### What is being asked
Copy out the lines that have "this" in them.

========================================================================

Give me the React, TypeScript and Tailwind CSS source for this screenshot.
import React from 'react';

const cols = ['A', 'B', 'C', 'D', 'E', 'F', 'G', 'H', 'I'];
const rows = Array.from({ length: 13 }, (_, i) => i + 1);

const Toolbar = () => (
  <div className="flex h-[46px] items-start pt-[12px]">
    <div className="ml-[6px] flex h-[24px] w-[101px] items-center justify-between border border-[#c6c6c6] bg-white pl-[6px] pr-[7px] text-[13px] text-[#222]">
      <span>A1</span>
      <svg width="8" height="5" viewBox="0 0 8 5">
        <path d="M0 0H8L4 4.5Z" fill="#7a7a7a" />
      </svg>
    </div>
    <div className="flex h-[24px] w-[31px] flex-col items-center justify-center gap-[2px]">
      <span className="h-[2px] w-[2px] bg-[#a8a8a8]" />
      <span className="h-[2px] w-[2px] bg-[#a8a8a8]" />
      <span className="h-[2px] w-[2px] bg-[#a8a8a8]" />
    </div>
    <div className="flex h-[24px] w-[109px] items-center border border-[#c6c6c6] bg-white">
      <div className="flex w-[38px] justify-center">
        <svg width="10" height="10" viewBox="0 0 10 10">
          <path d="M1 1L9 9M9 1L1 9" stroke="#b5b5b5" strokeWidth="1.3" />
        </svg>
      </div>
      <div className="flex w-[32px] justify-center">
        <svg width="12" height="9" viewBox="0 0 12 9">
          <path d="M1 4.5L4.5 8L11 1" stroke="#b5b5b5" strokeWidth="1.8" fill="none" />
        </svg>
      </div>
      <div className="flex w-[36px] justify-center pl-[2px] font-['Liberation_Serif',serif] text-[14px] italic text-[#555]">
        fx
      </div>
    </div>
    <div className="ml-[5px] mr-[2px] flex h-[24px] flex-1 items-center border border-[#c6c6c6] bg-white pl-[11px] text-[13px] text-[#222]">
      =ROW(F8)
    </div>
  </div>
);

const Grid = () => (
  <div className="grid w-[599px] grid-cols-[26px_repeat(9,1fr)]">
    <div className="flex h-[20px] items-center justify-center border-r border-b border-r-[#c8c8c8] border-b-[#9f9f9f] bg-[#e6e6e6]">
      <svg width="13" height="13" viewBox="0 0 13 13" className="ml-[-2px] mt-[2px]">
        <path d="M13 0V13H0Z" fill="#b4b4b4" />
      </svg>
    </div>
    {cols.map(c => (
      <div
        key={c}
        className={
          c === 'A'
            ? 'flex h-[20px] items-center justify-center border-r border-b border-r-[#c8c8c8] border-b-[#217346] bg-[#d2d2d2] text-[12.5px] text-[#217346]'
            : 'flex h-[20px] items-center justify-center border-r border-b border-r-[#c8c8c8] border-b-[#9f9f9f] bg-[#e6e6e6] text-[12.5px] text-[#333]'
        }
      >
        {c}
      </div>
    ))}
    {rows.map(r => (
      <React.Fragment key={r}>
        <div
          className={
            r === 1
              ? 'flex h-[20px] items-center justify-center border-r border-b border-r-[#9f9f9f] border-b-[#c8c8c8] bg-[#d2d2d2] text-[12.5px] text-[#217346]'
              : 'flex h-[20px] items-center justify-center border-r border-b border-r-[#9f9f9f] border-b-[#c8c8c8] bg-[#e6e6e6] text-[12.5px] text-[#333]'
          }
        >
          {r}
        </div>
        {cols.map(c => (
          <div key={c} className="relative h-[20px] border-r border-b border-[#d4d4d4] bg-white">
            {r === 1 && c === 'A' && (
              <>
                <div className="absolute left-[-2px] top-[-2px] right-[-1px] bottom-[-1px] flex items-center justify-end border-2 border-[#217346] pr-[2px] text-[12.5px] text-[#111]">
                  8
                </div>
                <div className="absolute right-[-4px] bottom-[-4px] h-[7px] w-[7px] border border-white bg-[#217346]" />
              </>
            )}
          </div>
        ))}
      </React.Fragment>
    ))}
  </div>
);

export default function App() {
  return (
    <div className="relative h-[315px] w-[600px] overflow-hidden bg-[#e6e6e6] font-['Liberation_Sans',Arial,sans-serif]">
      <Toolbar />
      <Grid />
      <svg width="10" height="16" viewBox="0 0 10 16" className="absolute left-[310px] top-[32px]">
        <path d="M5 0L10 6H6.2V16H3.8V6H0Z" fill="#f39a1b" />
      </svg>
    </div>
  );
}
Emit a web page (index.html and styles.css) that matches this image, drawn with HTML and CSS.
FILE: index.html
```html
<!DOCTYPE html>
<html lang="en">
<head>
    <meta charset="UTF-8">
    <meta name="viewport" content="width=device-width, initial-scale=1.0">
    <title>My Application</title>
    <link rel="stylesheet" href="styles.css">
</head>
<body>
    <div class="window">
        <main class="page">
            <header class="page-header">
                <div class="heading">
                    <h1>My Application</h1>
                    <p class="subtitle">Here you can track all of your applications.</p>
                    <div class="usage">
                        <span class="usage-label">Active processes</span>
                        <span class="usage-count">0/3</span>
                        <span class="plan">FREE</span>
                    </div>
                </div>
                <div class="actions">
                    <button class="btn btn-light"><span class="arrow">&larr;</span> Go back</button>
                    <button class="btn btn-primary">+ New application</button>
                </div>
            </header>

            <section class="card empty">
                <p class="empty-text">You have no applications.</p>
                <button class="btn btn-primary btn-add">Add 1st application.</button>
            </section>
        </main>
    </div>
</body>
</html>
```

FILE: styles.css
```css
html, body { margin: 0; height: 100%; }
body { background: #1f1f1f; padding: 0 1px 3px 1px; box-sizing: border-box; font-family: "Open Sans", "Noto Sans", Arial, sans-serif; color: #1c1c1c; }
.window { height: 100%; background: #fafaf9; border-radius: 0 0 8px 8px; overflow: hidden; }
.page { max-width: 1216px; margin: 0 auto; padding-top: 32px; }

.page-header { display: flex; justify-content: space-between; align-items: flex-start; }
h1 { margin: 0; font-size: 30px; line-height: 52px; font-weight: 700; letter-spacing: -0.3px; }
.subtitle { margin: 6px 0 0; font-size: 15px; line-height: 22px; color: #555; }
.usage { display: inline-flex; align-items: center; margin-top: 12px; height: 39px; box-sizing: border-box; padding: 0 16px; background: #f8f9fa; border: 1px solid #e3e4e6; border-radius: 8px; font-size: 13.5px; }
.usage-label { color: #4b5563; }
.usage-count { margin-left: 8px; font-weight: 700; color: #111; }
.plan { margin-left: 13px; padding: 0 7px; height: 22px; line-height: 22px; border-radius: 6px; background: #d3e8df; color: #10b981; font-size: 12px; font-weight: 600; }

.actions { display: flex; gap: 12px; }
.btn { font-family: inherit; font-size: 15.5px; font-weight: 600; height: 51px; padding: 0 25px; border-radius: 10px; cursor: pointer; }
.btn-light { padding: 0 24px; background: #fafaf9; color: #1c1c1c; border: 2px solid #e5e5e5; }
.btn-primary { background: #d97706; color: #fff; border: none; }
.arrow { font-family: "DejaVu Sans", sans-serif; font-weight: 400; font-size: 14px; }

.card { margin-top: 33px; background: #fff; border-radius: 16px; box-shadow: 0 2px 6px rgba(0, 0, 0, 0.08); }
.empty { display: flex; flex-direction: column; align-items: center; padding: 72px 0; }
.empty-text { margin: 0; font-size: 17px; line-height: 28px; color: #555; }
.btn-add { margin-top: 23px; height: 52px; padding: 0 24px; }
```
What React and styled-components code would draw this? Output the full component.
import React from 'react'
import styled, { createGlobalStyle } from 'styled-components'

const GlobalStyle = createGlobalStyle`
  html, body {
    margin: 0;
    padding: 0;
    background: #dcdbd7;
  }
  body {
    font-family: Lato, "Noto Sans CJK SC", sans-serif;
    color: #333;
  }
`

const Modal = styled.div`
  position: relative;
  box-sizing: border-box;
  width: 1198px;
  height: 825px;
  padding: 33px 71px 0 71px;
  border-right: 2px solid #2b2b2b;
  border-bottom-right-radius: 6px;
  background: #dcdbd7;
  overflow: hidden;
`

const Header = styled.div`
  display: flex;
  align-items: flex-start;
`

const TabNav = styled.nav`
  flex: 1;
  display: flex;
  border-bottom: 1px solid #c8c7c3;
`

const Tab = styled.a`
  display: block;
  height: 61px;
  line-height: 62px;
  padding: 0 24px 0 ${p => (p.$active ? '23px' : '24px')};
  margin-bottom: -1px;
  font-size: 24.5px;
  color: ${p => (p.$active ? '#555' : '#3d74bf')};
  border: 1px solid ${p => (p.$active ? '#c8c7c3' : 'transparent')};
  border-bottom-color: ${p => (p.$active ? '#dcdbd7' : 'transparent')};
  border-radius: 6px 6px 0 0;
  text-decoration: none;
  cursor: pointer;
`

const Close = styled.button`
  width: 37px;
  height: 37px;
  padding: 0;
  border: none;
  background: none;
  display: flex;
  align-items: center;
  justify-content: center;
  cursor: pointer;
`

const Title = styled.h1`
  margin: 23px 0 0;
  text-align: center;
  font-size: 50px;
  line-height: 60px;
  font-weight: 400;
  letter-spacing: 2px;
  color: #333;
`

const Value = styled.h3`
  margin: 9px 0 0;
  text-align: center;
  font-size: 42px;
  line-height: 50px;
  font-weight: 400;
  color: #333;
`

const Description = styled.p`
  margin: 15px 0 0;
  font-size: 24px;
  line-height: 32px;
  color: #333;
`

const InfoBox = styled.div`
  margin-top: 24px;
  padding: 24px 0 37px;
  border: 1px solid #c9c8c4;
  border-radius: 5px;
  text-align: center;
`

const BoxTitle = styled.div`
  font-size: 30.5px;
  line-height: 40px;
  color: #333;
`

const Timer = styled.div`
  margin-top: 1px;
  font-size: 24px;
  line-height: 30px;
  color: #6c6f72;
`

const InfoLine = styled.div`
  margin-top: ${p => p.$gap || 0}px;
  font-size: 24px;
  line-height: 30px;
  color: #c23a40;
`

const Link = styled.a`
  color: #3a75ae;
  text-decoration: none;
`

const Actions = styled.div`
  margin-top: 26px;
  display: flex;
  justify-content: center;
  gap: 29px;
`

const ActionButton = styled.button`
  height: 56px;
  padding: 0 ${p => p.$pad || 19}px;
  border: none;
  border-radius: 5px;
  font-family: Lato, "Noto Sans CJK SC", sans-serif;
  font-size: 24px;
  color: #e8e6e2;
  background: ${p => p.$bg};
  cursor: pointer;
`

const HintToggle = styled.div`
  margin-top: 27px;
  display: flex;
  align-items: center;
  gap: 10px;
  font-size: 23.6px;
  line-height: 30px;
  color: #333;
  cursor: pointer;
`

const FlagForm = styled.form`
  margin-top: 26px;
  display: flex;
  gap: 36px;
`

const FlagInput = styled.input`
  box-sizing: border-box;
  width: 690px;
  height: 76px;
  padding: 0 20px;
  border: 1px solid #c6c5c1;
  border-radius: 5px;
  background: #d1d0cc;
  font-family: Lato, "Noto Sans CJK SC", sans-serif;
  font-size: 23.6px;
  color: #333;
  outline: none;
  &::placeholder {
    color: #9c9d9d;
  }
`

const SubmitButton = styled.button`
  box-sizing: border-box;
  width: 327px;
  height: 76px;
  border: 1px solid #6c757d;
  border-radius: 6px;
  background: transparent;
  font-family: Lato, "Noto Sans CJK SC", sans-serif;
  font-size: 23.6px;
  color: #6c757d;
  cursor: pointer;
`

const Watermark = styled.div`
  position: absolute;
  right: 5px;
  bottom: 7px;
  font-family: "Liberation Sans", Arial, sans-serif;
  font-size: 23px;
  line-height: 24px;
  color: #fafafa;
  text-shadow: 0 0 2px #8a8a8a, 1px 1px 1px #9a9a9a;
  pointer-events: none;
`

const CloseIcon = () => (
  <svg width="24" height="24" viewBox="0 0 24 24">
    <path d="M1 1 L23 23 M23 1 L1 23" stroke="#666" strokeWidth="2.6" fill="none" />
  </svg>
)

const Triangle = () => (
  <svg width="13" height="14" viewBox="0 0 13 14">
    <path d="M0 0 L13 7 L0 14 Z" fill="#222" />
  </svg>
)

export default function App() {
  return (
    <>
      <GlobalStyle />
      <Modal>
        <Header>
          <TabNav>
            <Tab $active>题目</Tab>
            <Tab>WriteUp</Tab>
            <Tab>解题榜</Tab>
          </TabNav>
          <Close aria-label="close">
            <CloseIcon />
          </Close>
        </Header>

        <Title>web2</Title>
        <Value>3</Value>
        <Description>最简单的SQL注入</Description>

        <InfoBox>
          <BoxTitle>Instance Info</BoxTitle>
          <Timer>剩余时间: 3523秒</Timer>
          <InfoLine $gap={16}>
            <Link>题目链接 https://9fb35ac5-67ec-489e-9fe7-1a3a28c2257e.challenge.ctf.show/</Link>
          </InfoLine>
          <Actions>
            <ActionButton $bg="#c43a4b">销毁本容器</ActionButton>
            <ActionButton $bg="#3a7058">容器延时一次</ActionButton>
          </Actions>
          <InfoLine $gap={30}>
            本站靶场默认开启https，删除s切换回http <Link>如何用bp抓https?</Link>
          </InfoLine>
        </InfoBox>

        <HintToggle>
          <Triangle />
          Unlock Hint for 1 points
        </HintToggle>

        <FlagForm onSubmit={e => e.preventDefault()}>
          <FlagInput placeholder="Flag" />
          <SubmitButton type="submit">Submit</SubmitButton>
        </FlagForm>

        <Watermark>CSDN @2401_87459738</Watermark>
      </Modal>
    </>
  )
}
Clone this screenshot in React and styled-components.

========================================================================

### The output
Give me the React, TypeScript and Tailwind CSS source for this screenshot.
Emit a web page (index.html and styles.css) that matches this image, drawn with HTML and CSS.
What React and styled-components code would draw this? Output the full component.
Clone this screenshot in React and styled-components.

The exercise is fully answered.